> _What the task asks_:
Give the number of lines holding the string "React" and nothing more.
## start
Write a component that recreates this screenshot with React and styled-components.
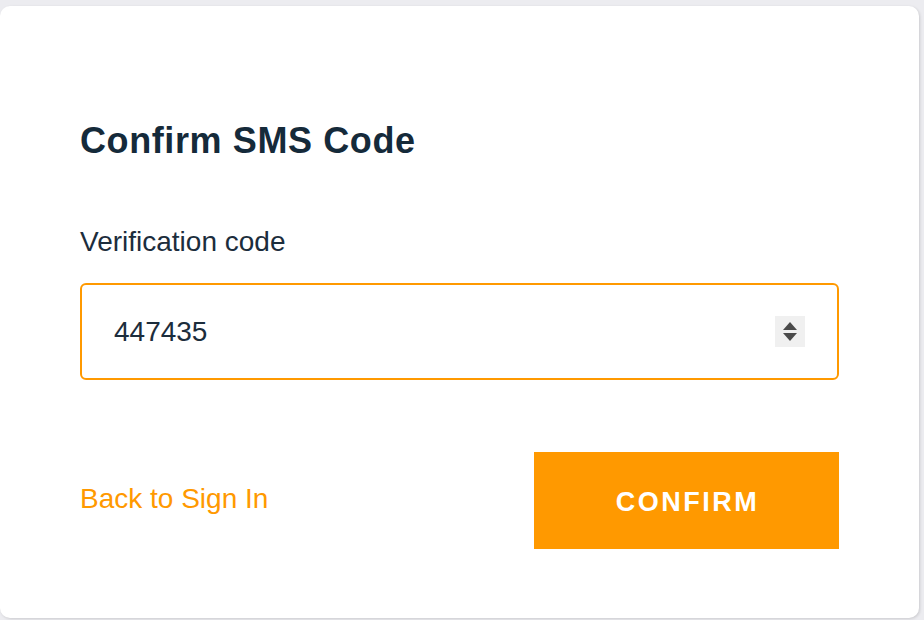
import React, { useState } from 'react';
import styled, { createGlobalStyle } from 'styled-components';

const GlobalStyle = createGlobalStyle`
  html, body {
    margin: 0;
    padding: 0;
    background: #ececf0;
    font-family: "Liberation Sans", Arial, sans-serif;
  }
`;

const Page = styled.div`
  width: 924px;
  height: 620px;
  padding: 6px 5px 0 0;
  box-sizing: border-box;
  overflow: hidden;
`;

const Card = styled.form`
  background: #fff;
  border-radius: 10px;
  box-shadow: 1px 1px 3px rgba(0, 0, 0, 0.14);
  height: 612px;
  padding: 115px 80px 0 80px;
  box-sizing: border-box;
`;

const Title = styled.h2`
  margin: 0;
  font-size: 36px;
  font-weight: 700;
  letter-spacing: 0.6px;
  color: #152a3a;
  line-height: 40px;
`;

const Label = styled.label`
  display: block;
  margin-top: 65px;
  font-size: 28px;
  color: #1c2d3c;
  line-height: 32px;
`;

const InputBox = styled.div`
  margin-top: 25px;
  height: 97px;
  border: 2px solid #ff9900;
  border-radius: 6px;
  box-sizing: border-box;
  display: flex;
  align-items: center;
  padding: 0 32px 0 32px;
`;

const CodeInput = styled.input`
  flex: 1;
  border: none;
  outline: none;
  background: transparent;
  font-family: inherit;
  font-size: 28px;
  color: #1c2d3c;
  padding: 0;
`;

const Spinner = styled.div`
  width: 30px;
  height: 31px;
  background: #f0f0f0;
  display: flex;
  flex-direction: column;
  align-items: center;
  justify-content: center;
  gap: 3px;
`;

const Arrow = styled.button`
  border: none;
  padding: 0;
  background: none;
  width: 0;
  height: 0;
  border-left: 7px solid transparent;
  border-right: 7px solid transparent;
  ${(p) => (p.$up ? 'border-bottom: 8px solid #4a4a4a;' : 'border-top: 8px solid #4a4a4a;')}
  cursor: pointer;
`;

const Actions = styled.div`
  margin-top: 72px;
  display: flex;
  align-items: center;
  justify-content: space-between;
`;

const BackLink = styled.a`
  color: #ff9900;
  font-size: 28px;
  text-decoration: none;
  cursor: pointer;
  margin-bottom: 4px;
`;

const ConfirmButton = styled.button`
  width: 305px;
  height: 97px;
  background: #ff9900;
  border: none;
  color: #fff;
  font-family: inherit;
  font-size: 27px;
  font-weight: 700;
  letter-spacing: 2.5px;
  padding: 4px 0 0 2px;
  cursor: pointer;
`;

export default function App() {
  const [code, setCode] = useState('447435');

  const step = (d) => setCode(String(Math.max(0, Number(code) + d)));

  return (
    <>
      <GlobalStyle />
      <Page>
        <Card onSubmit={(e) => e.preventDefault()}>
          <Title>Confirm SMS Code</Title>
          <Label htmlFor="code">Verification code</Label>
          <InputBox>
            <CodeInput id="code" value={code} onChange={(e) => setCode(e.target.value)} />
            <Spinner>
              <Arrow type="button" $up onClick={() => step(1)} />
              <Arrow type="button" onClick={() => step(-1)} />
            </Spinner>
          </InputBox>
          <Actions>
            <BackLink>Back to Sign In</BackLink>
            <ConfirmButton type="submit">CONFIRM</ConfirmButton>
          </Actions>
        </Card>
      </Page>
    </>
  );
}
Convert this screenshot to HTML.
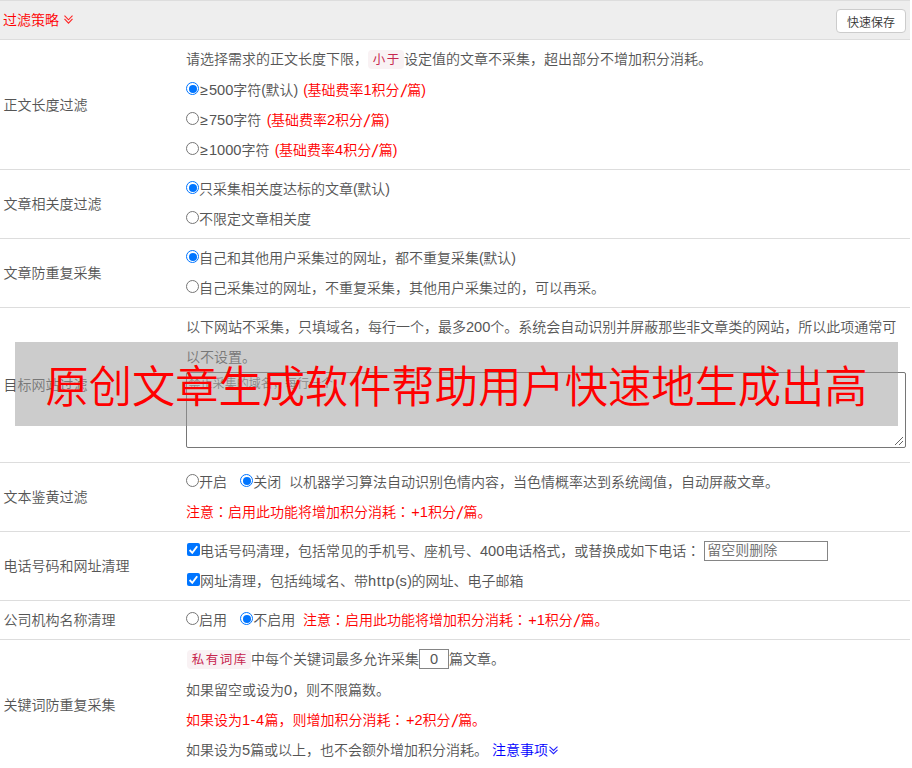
<!DOCTYPE html>
<html lang="zh-CN">
<head>
<meta charset="utf-8">
<title>过滤策略</title>
<style>
html,body{margin:0;padding:0;background:#fff;}
body{width:912px;height:768px;overflow:hidden;position:relative;
  font-family:"Liberation Sans","Noto Sans CJK SC",sans-serif;font-size:14px;color:#555;font-weight:350;}
*{box-sizing:border-box;}
#wrap{position:absolute;left:0;top:0;width:910px;height:768px;overflow:hidden;}
.hd{position:absolute;left:0;top:0;width:910px;height:40px;background:#eee;border-top:1px solid #ddd;border-bottom:1px solid #ddd;}
.hd .t{position:absolute;left:3px;top:4px;line-height:30px;color:#f00;font-size:14px;}
.hd .btn{position:absolute;left:836px;top:8px;width:70px;height:24px;border:1px solid #ccc;border-radius:4px;background:#fff;
  font-size:12px;line-height:26px;text-align:center;color:#333;}
.row{position:absolute;left:0;width:910px;border-bottom:1px solid #ddd;}
.lab{position:absolute;left:3.5px;top:0;height:100%;display:flex;align-items:center;line-height:30px;}
.ct{position:absolute;left:186px;top:4px;right:4px;}
.ln{height:30px;line-height:30px;white-space:nowrap;}
.red{color:#f00;}
.n{font-size:14.6px;line-height:0;letter-spacing:0;}
.sl{display:inline-block;width:7.6px;text-align:center;position:relative;top:1.5px;font-size:17.5px;line-height:14px;transform:skewX(-9deg);}
.p{letter-spacing:-.45px;}
.g1{display:inline-block;width:13.3px;}
.g2{display:inline-block;width:7.6px;}
.c{font-family:"Liberation Sans","Noto Sans CJK JP",sans-serif;}
.ge{display:inline-block;width:10px;text-align:center;line-height:0;}
.rd{display:inline-block;width:13px;height:13px;border:1px solid #767676;border-radius:50%;background:#fff;vertical-align:0px;margin:0;position:relative;}
.rd.on{border-color:#0075ff;}
.rd.on:after{content:"";position:absolute;left:1.5px;top:1.5px;width:8px;height:8px;border-radius:50%;background:#0075ff;}
.cb{display:inline-block;width:13px;height:13px;border-radius:2px;background:#0075ff;vertical-align:0px;position:relative;margin-left:1px;}
.cb svg{position:absolute;left:0;top:0;}
code{display:inline-block;font-family:"Liberation Sans","Noto Sans CJK SC",sans-serif;font-weight:400;font-size:12.5px;letter-spacing:1.5px;color:#c7254e;background:#f9f2f4;border-radius:4px;padding:0 3.25px 0 4.75px;height:19px;line-height:20px;vertical-align:0px;}
.ta{position:absolute;left:186px;top:64px;width:720px;height:76px;border:1px solid #767676;border-radius:2px;background:#fff;}
.inp{display:inline-block;border:1px solid #858585;background:#fff;height:20px;vertical-align:top;position:relative;top:5px;}
#ov{position:absolute;left:15px;top:342px;width:883px;height:84px;background:rgba(153,153,153,0.5);text-align:center;}
#ov span{display:block;line-height:84px;font-size:43.1px;color:#f00;white-space:nowrap;font-weight:350;position:relative;top:3px;transform:scale(1.004,1.04);transform-origin:50% 50%;}
a.lk{color:#00f;text-decoration:none;}
</style>
</head>
<body>
<div id="wrap">
  <div class="hd"><span class="t">过滤策略</span><svg width="10" height="10" viewBox="0 0 10 10" style="position:absolute;left:63.5px;top:14px;"><path d="M0.5 0.6L4.5 4.8L8.5 0.6M0.5 3.9L4.5 8.1L8.5 3.9" stroke="#f22" stroke-width="1.1" fill="none"/></svg><span class="btn">快速保存</span></div>

  <div class="row" style="top:40px;height:130px;">
    <div class="lab">正文长度过滤</div>
    <div class="ct">
      <div class="ln" style="height:31px">请选择需求的正文长度下限，<code>小于</code>设定值的文章不采集，超出部分不增加积分消耗。</div>
      <div class="ln"><span class="rd on"></span><span class="ge">≥</span><span class="n">500</span>字符<span class="p">(</span>默认<span class="p">)</span> <span class="red" style="margin-left:1.5px"><span class="p">(</span>基础费率<span class="n">1</span>积分<span class="sl">/</span>篇<span class="p">)</span></span></div>
      <div class="ln"><span class="rd"></span><span class="ge">≥</span><span class="n">750</span>字符 <span class="red" style="margin-left:1.5px"><span class="p">(</span>基础费率<span class="n">2</span>积分<span class="sl">/</span>篇<span class="p">)</span></span></div>
      <div class="ln"><span class="rd"></span><span class="ge">≥</span><span class="n">1000</span>字符 <span class="red" style="margin-left:1.5px"><span class="p">(</span>基础费率<span class="n">4</span>积分<span class="sl">/</span>篇<span class="p">)</span></span></div>
    </div>
  </div>

  <div class="row" style="top:170px;height:69px;">
    <div class="lab">文章相关度过滤</div>
    <div class="ct">
      <div class="ln"><span class="rd on"></span>只采集相关度达标的文章<span class="p">(</span>默认<span class="p">)</span></div>
      <div class="ln"><span class="rd"></span>不限定文章相关度</div>
    </div>
  </div>

  <div class="row" style="top:239px;height:69px;">
    <div class="lab">文章防重复采集</div>
    <div class="ct">
      <div class="ln"><span class="rd on"></span>自己和其他用户采集过的网址，都不重复采集<span class="p">(</span>默认<span class="p">)</span></div>
      <div class="ln"><span class="rd"></span>自己采集过的网址，不重复采集，其他用户采集过的，可以再采。</div>
    </div>
  </div>

  <div class="row" style="top:308px;height:155px;">
    <div class="lab">目标网站过滤</div>
    <div class="ct">
      <div class="ln">以下网站不采集，只填域名，每行一个，最多<span class="n">200</span>个。系统会自动识别并屏蔽那些非文章类的网站，所以此项通常可</div>
      <div class="ln">以不设置。</div>
    </div>
    <div class="ta"><span style="position:absolute;left:1.5px;top:2.5px;letter-spacing:.05px;font-size:12px;line-height:16px;color:#757575;">禁止采集的域名，每行一个</span>
      <svg width="12" height="12" style="position:absolute;right:1px;bottom:1px" viewBox="0 0 12 12"><path d="M11 3L3 11M11 7L7 11" stroke="#666" stroke-width="1" fill="none"/></svg>
    </div>
  </div>

  <div class="row" style="top:463px;height:69px;">
    <div class="lab">文本鉴黄过滤</div>
    <div class="ct">
      <div class="ln"><span class="rd"></span>开启<span class="g1"></span><span class="rd on"></span>关闭<span class="g2"></span>以机器学习算法自动识别色情内容，当色情概率达到系统阈值，自动屏蔽文章。</div>
      <div class="ln red">注意<span class="c" lang="ja">：</span>启用此功能将增加积分消耗<span class="c" lang="ja">：</span><span class="n" style="margin-left:1.3px">+1</span>积分<span class="sl">/</span>篇。</div>
    </div>
  </div>

  <div class="row" style="top:532px;height:69px;">
    <div class="lab">电话号码和网址清理</div>
    <div class="ct">
      <div class="ln"><span class="cb"><svg width="13" height="13" viewBox="0 0 13 13"><path d="M2.6 7L5.3 9.8L10.2 3.2" stroke="#fff" stroke-width="1.9" fill="none"/></svg></span>电话号码清理，包括常见的手机号、座机号、<span class="n">400</span>电话格式，或替换成如下电话<span class="c" lang="ja">：</span> <span class="inp" style="width:124px;font-size:14px;line-height:17px;color:#757575;padding-left:2px;font-weight:400;">留空则删除</span></div>
      <div class="ln"><span class="cb"><svg width="13" height="13" viewBox="0 0 13 13"><path d="M2.6 7L5.3 9.8L10.2 3.2" stroke="#fff" stroke-width="1.9" fill="none"/></svg></span>网址清理，包括纯域名、带<span class="n" style="letter-spacing:.7px">http</span><span class="p">(</span><span class="n" style="letter-spacing:.6px">s</span><span class="p">)</span>的网址、电子邮箱</div>
    </div>
  </div>

  <div class="row" style="top:601px;height:39px;">
    <div class="lab">公司机构名称清理</div>
    <div class="ct">
      <div class="ln"><span class="rd"></span>启用<span class="g1"></span><span class="rd on"></span>不启用<span class="g2"></span><span class="red">注意<span class="c" lang="ja">：</span>启用此功能将增加积分消耗<span class="c" lang="ja">：</span><span class="n" style="margin-left:1.3px">+1</span>积分<span class="sl">/</span>篇。</span></div>
    </div>
  </div>

  <div class="row" style="top:640px;height:130px;">
    <div class="lab">关键词防重复采集</div>
    <div class="ct">
      <div class="ln" style="height:31px"><code style="margin-left:1px">私有词库</code>中每个关键词最多允许采集<span class="inp" style="width:30px;text-align:center;line-height:18px;"><span class="n">0</span></span>篇文章。</div>
      <div class="ln">如果留空或设为<span class="n">0</span>，则不限篇数。</div>
      <div class="ln red">如果设为<span class="n" style="letter-spacing:.5px">1-4</span>篇，则增加积分消耗<span class="c" lang="ja">：</span><span class="n" style="margin-left:1.3px">+2</span>积分<span class="sl">/</span>篇。</div>
      <div class="ln">如果设为<span class="n">5</span>篇或以上，也不会额外增加积分消耗。 <a class="lk">注意事项<svg width="10" height="10" viewBox="0 0 10 10" style="display:inline-block;vertical-align:0px;margin-left:0.5px;"><path d="M0.5 1.6L4.5 5.4L8.5 1.6M0.5 4.9L4.5 8.7L8.5 4.9" stroke="#22f" stroke-width="1.1" fill="none"/></svg></a></div>
    </div>
  </div>

  <div id="ov"><span>原创文章生成软件帮助用户快速地生成出高</span></div>
</div>
</body>
</html>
## end
> _Expected answer_:
2